With its billions of dollars in annual petroleum income, the government is now pouring vast financial resources into upgrading or creating new rural infrastructure, including roads and bridges to improve market access for farmers. It is also providing training programs for rural residents in farming, animal husbandry, soil treatment and irrigation training programs while establishing agricultural study and research centers. The sector is likewise experiencing serious foreign investment, one stand out example being Biocom.

Brazilian conglomerate Odebrecht has joined forces with the local company Damer and the Angolan government in a public-private partnership worth $500 million to set up the country’s biggest agricultural project – as well as the largest renewable energy development – in Malanje province.

Setting the benchmark for Angola’s economic diversification and industrial development drive, Biocom will not only produce 250,000 metric tons of sugar per year by 2018, but biomass-fed generators will also produce 28 megawatts per hour of electricity that will be pumped into the province’s power grid to benefit rural residents and local industry.

According to the Secretary of Industry, Kiala Ngone Gabriel, if the country is to attract further vital investments of Biocom’s ilk – especially from foreign businesses who can add knowledge, competition and, most importantly value, to Angolan industries – then the government must itself continue to invest in improving the state of transport and industrial infrastructure around the nation.

“We are a country that has yet to really build up our infrastructure through construction, rehabilitation and modernization,” says Mr. Ngone, “in particular with regards to our road and rail network, ports, power, water and airports – from productive areas to distribution centers. At this point our competitiveness is limited by this lack of infrastructure, although there is currently a major effort to improve it.”

Indeed, with the help of the private sector, the Angolan government’s recently unveiled National Network of Logistic Platforms (NNLP) initiative looks to spur growth through developing an integrated infrastructure network. The government announced that it is to invest around $3.9 billion in building 44 logistics platforms, and has already taken its first steps by beginning construction in the provinces of Malanje, Moxico, Huila, Cuando Cubango, and the dry port of Soyo. When completed, the NNLP will include five logistics hubs, 10 road and rail centers, and five air cargo centers, as well as other supporting infrastructure.

Aside from developing its infrastructure, Angola’s fast-growing banking sector has an equally essential role to play in the country’s economic growth and diversification as the country moves forward. The country’s financial sector, like its economy, has seen rapid growth in the past decade as the number of domestic banks in the country jumped from 13 in 2005 to 29 in 2014.

Government investment in infrastructure and regulatory changes to the financial system has also helped the sector expand. Most crucially, the growth has seen the expansion of banking to the country’s population, including increasing access to finance for the country’s entrepreneurs and small and medium-sized enterprises (SMEs).

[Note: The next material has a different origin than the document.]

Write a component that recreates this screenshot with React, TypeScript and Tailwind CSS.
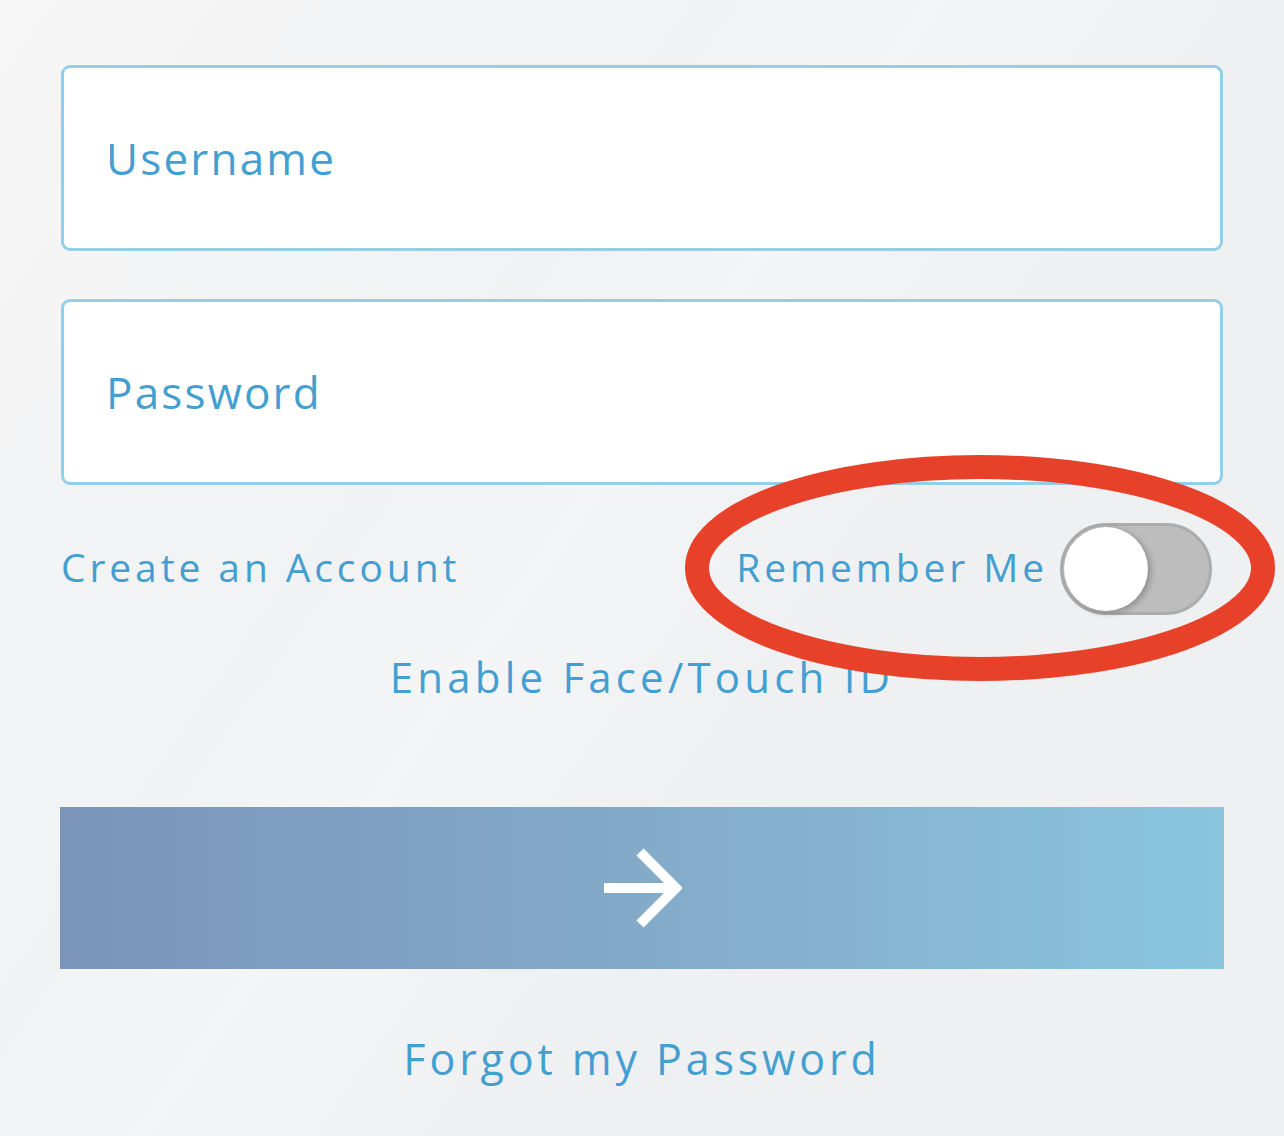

“The financial sector will be the center of the country’s development,” says João Júlio Fernandes, CEO of Fundo de Garantía de Crédito (FGC), the state organization set up to secure bank loans for Angolan SMEs. “That is why banks have made an enormous effort here to offer services that are offered anywhere in the world. The government has set up initiatives to enhance the banking sector in order to make expansion of loan opportunities easier. No development is possible without good lending policies.”

With further regulatory improvements being made resulting in new revenue streams for financial institutions, further bolstering SME growth, Mr. Fernandes says that he hopes many of Angola’s SMEs will soon be in a position to help broaden Angola’s range of exports, particularly to the United States.

“It would be very nice to see the companies that we at FGC are helping, export to the U.S.,” he says. “We know that to achieve that, we have to bring in quality and diversify. The challenge for Angola and African countries is to stop being seen as a market for exports and rather as a source of many exports to the U.S.”

The total value of trade between the U.S. and Angola in 2014 was $7.8 billion, making it Angola’s second largest commercial partner behind China; however, this was mainly due to U.S. oil imports. As Angola’s strategic relationship with the U.S. takes on greater significance as the former becomes a non-permanent member of the UN Security Council in 2015-16, at the same time, U.S. demand for Angolan oil will continue to fall owing to the emergence of the American shale gas industry.

Owing to this dynamic, if Angola is to continue its healthy trading balance with the United States, economic diversification will be central to this relationship, as well as the very future of the country itself.